No matter what type of mum you are, you’ll have one of those ’moments’.
You know, the ones where you find yourself down the Pinterest rabbit hole, looking at all the fun things you can make and do with your brood. Sure, you’re definitely more of an ’undo your pants while in the car’ type, but that doesn't matter.

You can be anyone you damn well please.

Those other mums with their handmade, quinoa and wheatgrass cupcakes aren’t any better than you, and you can be as Martha Stewart as them. So there.

Inevitably, one of the projects you decide on will be making your own playdough. The mum in the white tennis dress with the bouncy ponytail says it’s easy and you only need 178 ingredients. You can buy most of them from
your local exotic botanist for around $678. But it’s not about that. It’s the experience. The memories.
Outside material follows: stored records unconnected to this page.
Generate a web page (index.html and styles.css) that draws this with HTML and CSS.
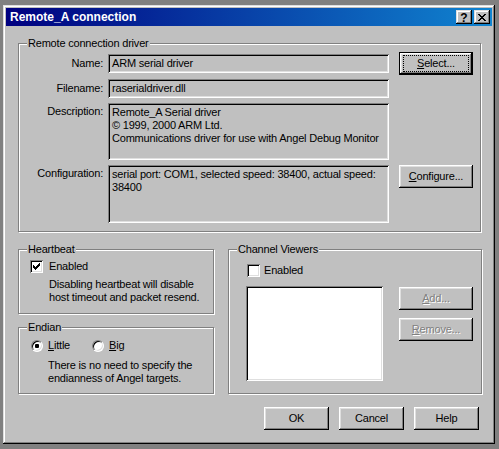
FILE: index.html
```html
<!DOCTYPE html>
<html>
<head>
<meta charset="utf-8">
<link rel="stylesheet" href="styles.css">
</head>
<body>
<div class="window">
  <div class="titlebar">
    <span class="title">Remote_A connection</span>
    <div class="caption-btns">
      <span class="cbtn help">?</span>
      <span class="cbtn"><svg width="8" height="7" viewBox="0 0 8 7" shape-rendering="crispEdges"><path d="M0 0h2v1H0zM6 0h2v1H6zM1 1h2v1H1zM5 1h2v1H5zM2 2h4v1H2zM3 3h2v1H3zM2 4h4v1H2zM1 5h2v1H1zM5 5h2v1H5zM0 6h2v1H0zM6 6h2v1H6z" fill="#000"/></svg></span>
    </div>
  </div>
  <div class="content">
    <div class="group g-driver">
      <span class="legend">Remote connection driver</span>
      <div class="driver-grid">
        <span class="lbl mid">Name:</span>
        <div class="field single">ARM serial driver</div>
        <button class="btn default"><u>S</u>elect...</button>

        <span class="lbl">Filename:</span>
        <div class="field single">raserialdriver.dll</div>
        <span></span>

        <span class="lbl multi">Description:</span>
        <div class="field multi">Remote_A Serial driver<br>© 1999, 2000 ARM Ltd.<br>Communications driver for use with Angel Debug Monitor</div>
        <span></span>

        <span class="lbl multi">Configuration:</span>
        <div class="field multi">serial port: COM1, selected speed: 38400, actual speed:<br>38400</div>
        <button class="btn top"><u>C</u>onfigure...</button>
      </div>
    </div>

    <div class="lower">
      <div class="left-col">
        <div class="group heartbeat">
          <span class="legend">Heartbeat</span>
          <div class="check-row">
            <span class="check"><svg width="13" height="13" viewBox="0 0 13 13" shape-rendering="crispEdges"><path d="M3 5h1v3H3zM4 6h1v3H4zM5 7h1v3H5zM6 6h1v3H6zM7 5h1v3H7zM8 4h1v3H8zM9 3h1v3H9z" fill="#000"/></svg></span>
            <span>Enabled</span>
          </div>
          <p class="desc">Disabling heartbeat will disable<br>host timeout and packet resend.</p>
        </div>
        <div class="group endian">
          <span class="legend">Endian</span>
          <div class="radio-row">
            <span class="opt"><span class="radio"><span class="dot"></span></span><span><u>L</u>ittle</span></span>
            <span class="opt"><span class="radio"></span><span><u>B</u>ig</span></span>
          </div>
          <p class="desc">There is no need to specify the<br>endianness of Angel targets.</p>
        </div>
      </div>
      <div class="group channel">
        <span class="legend">Channel Viewers</span>
        <div class="check-row">
          <span class="check"></span>
          <span>Enabled</span>
        </div>
        <div class="channel-body">
          <div class="listbox"></div>
          <div class="side-btns">
            <button class="btn disabled"><u>A</u>dd...</button>
            <button class="btn disabled"><u>R</u>emove...</button>
          </div>
        </div>
      </div>
    </div>

    <div class="actions">
      <button class="btn wide">OK</button>
      <button class="btn wide">Cancel</button>
      <button class="btn wide">Help</button>
    </div>
  </div>
</div>
</body>
</html>
```
FILE: styles.css
```css
* { box-sizing: border-box; }
html, body { margin: 0; }
body {
  width: 499px;
  height: 449px;
  overflow: hidden;
  padding: 5px 0 0 3px;
  background: #808080;
  font-family: "Liberation Sans", Arial, sans-serif;
  font-size: 11px;
  line-height: 13px;
  letter-spacing: -0.2px;
  color: #000;
}
.window {
  width: 492px;
  height: 439px;
  padding: 3px;
  background: #c0c0c0;
  box-shadow: inset -1px -1px #000, inset 1px 1px #dfdfdf, inset -2px -2px #808080, inset 2px 2px #fff;
}
.titlebar {
  height: 18px;
  display: flex;
  align-items: center;
  justify-content: space-between;
  padding: 0 2px 0 4px;
  background: linear-gradient(to right, #000080, #1084d0);
}
.title {
  color: #fff;
  font-weight: bold;
  font-size: 12px;
  letter-spacing: 0;
}
.caption-btns { display: flex; gap: 2px; }
.cbtn {
  width: 16px;
  height: 14px;
  display: flex;
  align-items: center;
  justify-content: center;
  background: #c0c0c0;
  box-shadow: inset -1px -1px #000, inset 1px 1px #dfdfdf, inset -2px -2px #808080, inset 2px 2px #fff;
}
.cbtn.help {
  font-weight: bold;
  font-size: 12px;
  line-height: 12px;
  letter-spacing: 0;
  padding-top: 1px;
}
.content {
  padding: 17px 10px 0 12px;
}
.group {
  position: relative;
  border: 1px solid #808080;
  box-shadow: inset 1px 1px #fff, 1px 1px #fff;
}
.legend {
  position: absolute;
  top: -7px;
  left: 8px;
  padding: 0 1px;
  background: #c0c0c0;
  white-space: nowrap;
}
.g-driver { width: 463px; }
.driver-grid {
  display: grid;
  grid-template-columns: 76px 281px 74px;
  grid-template-rows: 22px 19px 57px 58px;
  column-gap: 5px;
  row-gap: 5px;
  padding: 8px 7px 8px 8px;
}
.driver-grid .btn { margin-left: 5px; }
.lbl {
  text-align: right;
  align-self: start;
  padding-top: 3px;
  white-space: nowrap;
}
.lbl.mid { align-self: center; padding-top: 0; }
.lbl.multi { padding-top: 2px; }
.field {
  background: #c0c0c0;
  box-shadow: inset 1px 1px #808080, inset -1px -1px #fff, inset 2px 2px #000, inset -2px -2px #dfdfdf;
  padding: 3px 2px 0 4px;
  white-space: nowrap;
  overflow: hidden;
}
.field.single { height: 19px; align-self: center; }
.btn {
  font-family: "Liberation Sans", Arial, sans-serif;
  font-size: 11px;
  line-height: 13px;
  letter-spacing: -0.2px;
  color: #000;
  width: 74px;
  height: 23px;
  padding: 0;
  border: none;
  background: #c0c0c0;
  box-shadow: inset -1px -1px #000, inset 1px 1px #fff, inset -2px -2px #808080, inset 2px 2px #dfdfdf;
}
.btn.top { align-self: start; }
.btn.default {
  position: relative;
  align-self: start;
  border: 1px solid #000;
}
.btn.default::after {
  content: "";
  position: absolute;
  inset: 2px 3px;
  border: 1px dotted #000;
}
.btn.disabled {
  color: #808080;
  text-shadow: 1px 1px 0 #fff;
}
.btn.wide { width: 65px; }
.lower {
  display: flex;
  gap: 14px;
  margin-top: 17px;
}
.left-col {
  width: 196px;
  display: flex;
  flex-direction: column;
  gap: 13px;
}
.heartbeat { height: 65px; padding: 10px 0 0 11px; }
.endian { height: 67px; padding: 11px 0 0 12px; }
.channel { width: 254px; height: 145px; padding: 14px 0 0 17px; }
.check-row {
  display: flex;
  align-items: center;
  gap: 6px;
  height: 13px;
}
.channel .check-row { gap: 4px; padding-left: 1px; }
.check {
  width: 13px;
  height: 13px;
  background: #fff;
  box-shadow: inset 1px 1px #808080, inset -1px -1px #fff, inset 2px 2px #000, inset -2px -2px #dfdfdf;
  display: flex;
}
.desc {
  margin: 5px 0 0 19px;
  white-space: nowrap;
}
.endian .desc { margin: 7px 0 0 17px; }
.radio-row { display: flex; height: 13px; align-items: center; }
.opt {
  width: 61px;
  display: flex;
  align-items: center;
  gap: 5px;
}
.radio {
  width: 12px;
  height: 12px;
  border-radius: 50%;
  background: #fff;
  border: 1px solid;
  border-color: #808080 #fff #fff #808080;
  box-shadow: inset 1px 1px #000, inset -1px -1px #dfdfdf;
  display: flex;
  align-items: center;
  justify-content: center;
}
.dot {
  width: 4px;
  height: 4px;
  border-radius: 1px;
  background: #000;
}
.channel-body {
  display: flex;
  margin-top: 9px;
  gap: 16px;
}
.listbox {
  width: 137px;
  height: 95px;
  background: #fff;
  box-shadow: inset 1px 1px #808080, inset -1px -1px #fff, inset 2px 2px #000, inset -2px -2px #dfdfdf;
}
.side-btns {
  display: flex;
  flex-direction: column;
  gap: 8px;
  padding-top: 1px;
}
.actions {
  display: flex;
  justify-content: flex-end;
  gap: 10px;
  margin-top: 13px;
  padding-right: 3px;
}
```
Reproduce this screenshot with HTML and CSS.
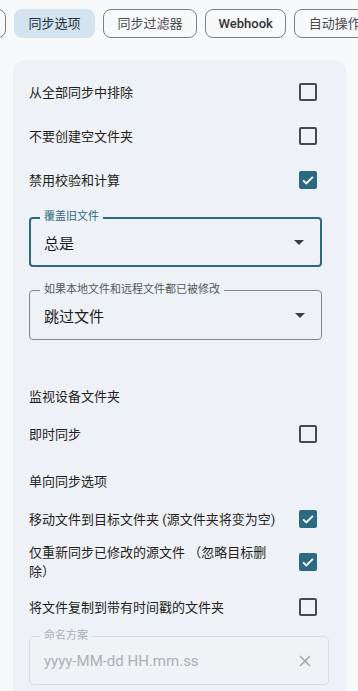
FILE: index.html
```html
<!DOCTYPE html>
<html lang="zh">
<head>
  <meta charset="UTF-8" />
  <title>同步选项</title>
  <link rel="stylesheet" href="styles.css">
</head>
<body>

  <nav class="tabs">
    <div class="chip chip-cut"></div>
    <div class="chip chip-active">同步选项</div>
    <div class="chip">同步过滤器</div>
    <div class="chip chip-latin">Webhook</div>
    <div class="chip">自动操作</div>
  </nav>

  <main class="card">
    <div class="row row-first">
      <span class="row-text">从全部同步中排除</span>
      <span class="check"></span>
    </div>
    <div class="row">
      <span class="row-text">不要创建空文件夹</span>
      <span class="check"></span>
    </div>
    <div class="row">
      <span class="row-text">禁用校验和计算</span>
      <span class="check checked">
        <svg viewBox="0 0 18 18" width="18" height="18"><path d="M4.2 9.3l3.1 3.1 6.6-6.6" fill="none" stroke="#fff" stroke-width="1.8"/></svg>
      </span>
    </div>

    <div class="select select-focused">
      <span class="select-label">覆盖旧文件</span>
      <span class="select-value">总是</span>
      <span class="arrow"></span>
    </div>

    <div class="select select-second">
      <span class="select-label">如果本地文件和远程文件都已被修改</span>
      <span class="select-value">跳过文件</span>
      <span class="arrow"></span>
    </div>

    <div class="section section-first">监视设备文件夹</div>
    <div class="row row-compact">
      <span class="row-text">即时同步</span>
      <span class="check"></span>
    </div>

    <div class="section">单向同步选项</div>
    <div class="row row-compact">
      <span class="row-text">移动文件到目标文件夹 (源文件夹将变为空)</span>
      <span class="check checked">
        <svg viewBox="0 0 18 18" width="18" height="18"><path d="M4.2 9.3l3.1 3.1 6.6-6.6" fill="none" stroke="#fff" stroke-width="1.8"/></svg>
      </span>
    </div>
    <div class="row row-two">
      <span class="row-text">仅重新同步已修改的源文件 （忽略目标删除）</span>
      <span class="check checked">
        <svg viewBox="0 0 18 18" width="18" height="18"><path d="M4.2 9.3l3.1 3.1 6.6-6.6" fill="none" stroke="#fff" stroke-width="1.8"/></svg>
      </span>
    </div>
    <div class="row">
      <span class="row-text">将文件复制到带有时间戳的文件夹</span>
      <span class="check"></span>
    </div>

    <div class="field-disabled">
      <span class="select-label">命名方案</span>
      <span class="field-value">yyyy-MM-dd HH.mm.ss</span>
      <svg class="clear" viewBox="0 0 14 14" width="14" height="14"><path d="M2 2l10 10M12 2L2 12" fill="none" stroke="#a4a7ab" stroke-width="1.6"/></svg>
    </div>
  </main>

</body>
</html>
```

FILE: styles.css
```css
* {
  box-sizing: border-box;
  margin: 0;
  padding: 0;
}

html, body {
  height: 100%;
  overflow: hidden;
  font-family: Roboto, "Noto Sans CJK SC", sans-serif;
  background: #f8f9fb;
  color: #1f1f21;
}

.tabs {
  display: flex;
  gap: 8px;
  padding-top: 9px;
  white-space: nowrap;
}

.chip {
  flex: none;
  height: 29px;
  line-height: 27px;
  padding: 0 13.5px;
  border: 1px solid #7d7f82;
  border-radius: 8px;
  font-size: 13px;
  color: #494c50;
}

.chip-cut {
  width: 50px;
  margin-left: -44px;
}

.chip-active {
  background: #d3e3ef;
  border-color: #d3e3ef;
  color: #23313b;
}

.chip-latin {
  padding: 0 12.5px;
  font-weight: 500;
  color: #303236;
}

.card {
  margin: 22px 12px 0 13px;
  min-height: 700px;
  padding: 10px 16px 0;
  background: #eef1f5;
  border-radius: 12px 12px 0 0;
}

.row {
  display: flex;
  align-items: center;
  justify-content: space-between;
  gap: 22px;
  min-height: 44px;
  padding-right: 13px;
  font-size: 13px;
  line-height: 19px;
}

.row-compact {
  min-height: 40px;
}

.row-two {
  min-height: 46px;
  padding-top: 4px;
  padding-bottom: 4px;
}

.row-text {
  flex: 1;
}

.check {
  flex: none;
  width: 18px;
  height: 18px;
  border: 2px solid #46494d;
  border-radius: 2px;
}

.check.checked {
  border: none;
  background: #2b6a80;
}

.check svg {
  display: block;
}

.select {
  position: relative;
  display: flex;
  align-items: center;
  height: 50px;
  margin: 15px 8px 0 0;
  padding: 0 16px 0 14px;
  border: 1px solid #85888c;
  border-radius: 4px;
}

.select-focused {
  border: 2px solid #2b6a80;
  padding-left: 13px;
}

.select-second {
  margin-top: 23px;
}

.select-label {
  position: absolute;
  top: -8px;
  left: 10px;
  padding: 0 4px;
  background: #eef1f5;
  font-size: 11px;
  line-height: 14px;
  color: #55585c;
}

.select-focused .select-label {
  left: 9px;
  top: -9px;
  color: #2b6a80;
}

.select-value {
  flex: 1;
  font-size: 15px;
  color: #1c1c1e;
}

.arrow {
  width: 0;
  height: 0;
  border-left: 5px solid transparent;
  border-right: 5px solid transparent;
  border-top: 5px solid #3b3e42;
}

.section {
  display: flex;
  align-items: center;
  height: 38px;
  margin-top: 7px;
  font-size: 13px;
}

.section-first {
  margin-top: 36px;
}

.field-disabled {
  position: relative;
  display: flex;
  align-items: center;
  height: 49px;
  margin: 7px 1px 0 0;
  padding: 0 16px 0 14px;
  border: 1px solid #dadde1;
  border-radius: 5px;
  background: #f0f2f5;
}

.field-disabled .select-label {
  color: #adb0b4;
  background: linear-gradient(#eef1f5 50%, #f0f2f5 50%);
}

.field-value {
  flex: 1;
  font-size: 15px;
  color: #adb0b4;
}

.clear {
  flex: none;
}
```
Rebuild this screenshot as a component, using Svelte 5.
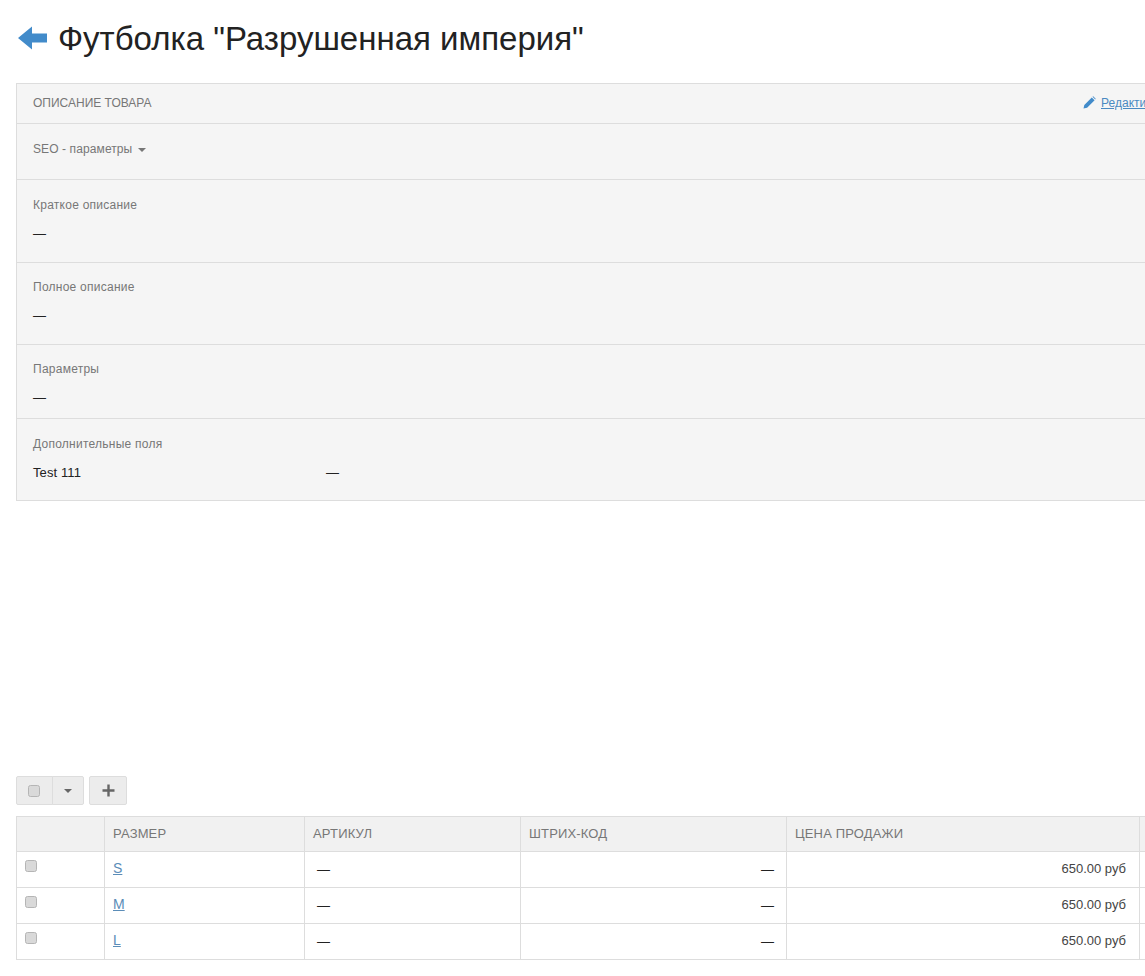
<script>
  const fields = [
    { label: 'Краткое описание', cls: 'f1' },
    { label: 'Полное описание', cls: 'f2' },
    { label: 'Параметры', cls: 'f3' }
  ];
  const sizes = ['S', 'M', 'L'];
</script>

<div class="page">
  <header class="title">
    <svg class="back" width="30" height="24" viewBox="0 0 30 24" aria-hidden="true">
      <path d="M0 12 L14 0.500 L14 7.500 L29 7.500 L29 16.500 L14 16.500 L14 23.500 Z" fill="#428bca" />
    </svg>
    <h1>Футболка "Разрушенная империя"</h1>
  </header>

  <section class="panel">
    <div class="head">
      <span class="head-text">ОПИСАНИЕ ТОВАРА</span>
      <a class="edit" href="#edit">
        <svg width="13" height="13" viewBox="0 0 13 13" aria-hidden="true">
          <path d="M0.500 12.500 L1.300 8.900 L8.800 1.400 L11.600 4.200 L4.100 11.700 Z M9.500 0.700 L10.200 0.300 L12.700 2.800 L12.300 3.500 Z" fill="#428bca" />
        </svg>
        <span>Редактировать</span>
      </a>
    </div>
    <div class="seo">SEO - параметры <i class="caret"></i></div>
    {#each fields as f}
      <div class="field {f.cls}">
        <div class="label">{f.label}</div>
        <div class="value">—</div>
      </div>
    {/each}
    <div class="field f4">
      <div class="label">Дополнительные поля</div>
      <div class="extra"><span class="extra-name">Test 111</span><span>—</span></div>
    </div>
  </section>

  <div class="toolbar">
    <div class="btn-group">
      <span class="btn check-btn"><input type="checkbox" /></span>
      <span class="btn caret-btn"><i class="caret dark"></i></span>
    </div>
    <span class="btn plus-btn">
      <svg width="13" height="13" viewBox="0 0 13 13" aria-hidden="true">
        <path d="M5.300 0.500 H7.700 V5.300 H12.500 V7.700 H7.700 V12.500 H5.300 V7.700 H0.500 V5.300 H5.300 Z" fill="#666" />
      </svg>
    </span>
  </div>

  <table>
    <colgroup>
      <col class="c1" /><col class="c2" /><col class="c3" /><col class="c4" /><col class="c5" /><col class="c6" />
    </colgroup>
    <thead>
      <tr><th></th><th>РАЗМЕР</th><th>АРТИКУЛ</th><th>ШТРИХ-КОД</th><th>ЦЕНА ПРОДАЖИ</th><th></th></tr>
    </thead>
    <tbody>
      {#each sizes as s}
        <tr>
          <td class="cb"><input type="checkbox" /></td>
          <td class="size"><a href="#size">{s}</a></td>
          <td class="sku">—</td>
          <td class="right">—</td>
          <td class="right price">650.00 руб</td>
          <td></td>
        </tr>
      {/each}
    </tbody>
  </table>
</div>

<style>
  :global(body) {
    margin: 0;
    background: #fff;
    overflow: hidden;
  }
  .page {
    width: 1145px;
    height: 976px;
    overflow: hidden;
    box-sizing: border-box;
    padding: 20px 0 0 16px;
    font-family: "Liberation Sans", Arial, sans-serif;
    font-size: 12px;
    color: #222;
  }
  .title {
    display: flex;
    align-items: center;
    height: 37px;
    gap: 10px;
    padding-left: 2px;
  }
  .back { flex: none; margin-top: -2px; }
  h1 {
    margin: 0;
    font-size: 33px;
    font-weight: 400;
    line-height: 37px;
    color: #222;
    white-space: nowrap;
  }
  .panel {
    width: 1185px;
    margin-top: 26px;
    box-sizing: border-box;
    background: #f5f5f5;
    border: 1px solid #ddd;
    color: #777;
  }
  .head {
    display: flex;
    justify-content: space-between;
    align-items: center;
    box-sizing: content-box;
    height: 37px;
    padding: 0 16px 2px;
    border-bottom: 1px solid #ddd;
  }
  .edit {
    display: flex;
    align-items: center;
    gap: 5px;
    white-space: nowrap;
  }
  .edit span {
    color: #4a8ac2;
    text-decoration: underline;
  }
  .seo {
    height: 56px;
    box-sizing: border-box;
    padding: 18px 16px 0;
    line-height: 14px;
    letter-spacing: 0.1px;
    border-bottom: 1px solid #ddd;
  }
  .caret {
    display: inline-block;
    width: 0;
    height: 0;
    margin-left: 2px;
    vertical-align: middle;
    border-top: 4px solid #777;
    border-left: 4px solid transparent;
    border-right: 4px solid transparent;
  }
  .caret.dark { border-top-color: #666; margin: 0; }
  .field {
    box-sizing: border-box;
    padding: 18px 16px 0;
    border-bottom: 1px solid #ddd;
  }
  .f1 { height: 83px; }
  .f2 { height: 82px; padding-top: 17px; }
  .f3 { height: 74px; padding-top: 17px; }
  .f4 { height: 81px; border-bottom: 0; }
  .label { line-height: 14px; letter-spacing: 0.25px; }
  .value {
    margin-top: 14px;
    font-size: 13px;
    line-height: 16px;
    color: #222;
  }
  .extra {
    display: flex;
    margin-top: 14px;
    line-height: 16px;
    font-size: 13px;
    color: #222;
  }
  .extra-name { width: 293px; letter-spacing: 0.1px; }
  .toolbar {
    display: flex;
    gap: 5px;
    margin-top: 275px;
    height: 29px;
  }
  .btn-group { display: flex; }
  .btn {
    display: flex;
    align-items: center;
    justify-content: center;
    box-sizing: border-box;
    height: 29px;
    background: #ececec;
    border: 1px solid #ddd;
  }
  .check-btn { width: 37px; padding-right: 2px; border-radius: 2px 0 0 2px; }
  .caret-btn { width: 32px; margin-left: -1px; border-radius: 0 2px 2px 0; }
  .plus-btn { width: 38px; border-radius: 2px; }
  input[type="checkbox"] {
    margin: 0;
    width: 12px;
    height: 12px;
    appearance: none;
    box-sizing: border-box;
    background: #d9d9d9;
    border: 1px solid #b5b5b5;
    border-radius: 2.500px;
  }
  table {
    margin-top: 11px;
    width: 1300px;
    table-layout: fixed;
    border-collapse: collapse;
    font-size: 13px;
  }
  .c1 { width: 88px; }
  .c2 { width: 200px; }
  .c3 { width: 216px; }
  .c4 { width: 266px; }
  .c5 { width: 353px; }
  th, td {
    border: 1px solid #ddd;
    padding: 0 8px;
    text-align: left;
  }
  th {
    height: 35px;
    box-sizing: border-box;
    background: #f1f1f1;
    font-size: 13px;
    font-weight: 400;
    letter-spacing: 0.15px;
    color: #777;
    padding-bottom: 2px;
  }
  td {
    height: 36px;
    box-sizing: border-box;
    color: #222;
  }
  td a { font-size: 14px; color: #5b8db8; }
  .size { padding-bottom: 4px; }
  .cb { vertical-align: top; padding-top: 8px; }
  .sku { padding-left: 12px; }
  .right { text-align: right; padding-right: 12px; }
  .price { font-size: 13px; color: #444; padding-right: 13px; padding-bottom: 3px; }
</style>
You’ll take pictures, of course, for your socials. The kids will listen intently, hang off your every, instructional word. You’ll use this time to enlighten their growing minds with profound truths, truths that they’ll reflect on well into their adulthood.

 

 

Some day in the future, when they’re guiding their own little ones, they’ll look back on this day. ‘The time we made playdough’ will become one of the pivotal memories that causes them to grow. The other school mums will see your photos and say things like ‘gee, Tracey. I don’t know how you do it. You’re a super-mum.’


You’ll chuckle, feign humility and say something like ‘oh Deborah, don’t be silly. For the little ones, you make the time.’ Only, it definitely doesn’t go like that. The kids won’t stop fighting and you can only find one step stool. That means only one person can reach the bench and the others aren’t having a bar of it.

Nobody is listening. They’re complaining. Their arms are sore from mixing, she got to put the last ingredient in so it’s not her turn again, and the baby pink you were aiming for is now murder-scene red thanks to an overzealous pour of the food colouring.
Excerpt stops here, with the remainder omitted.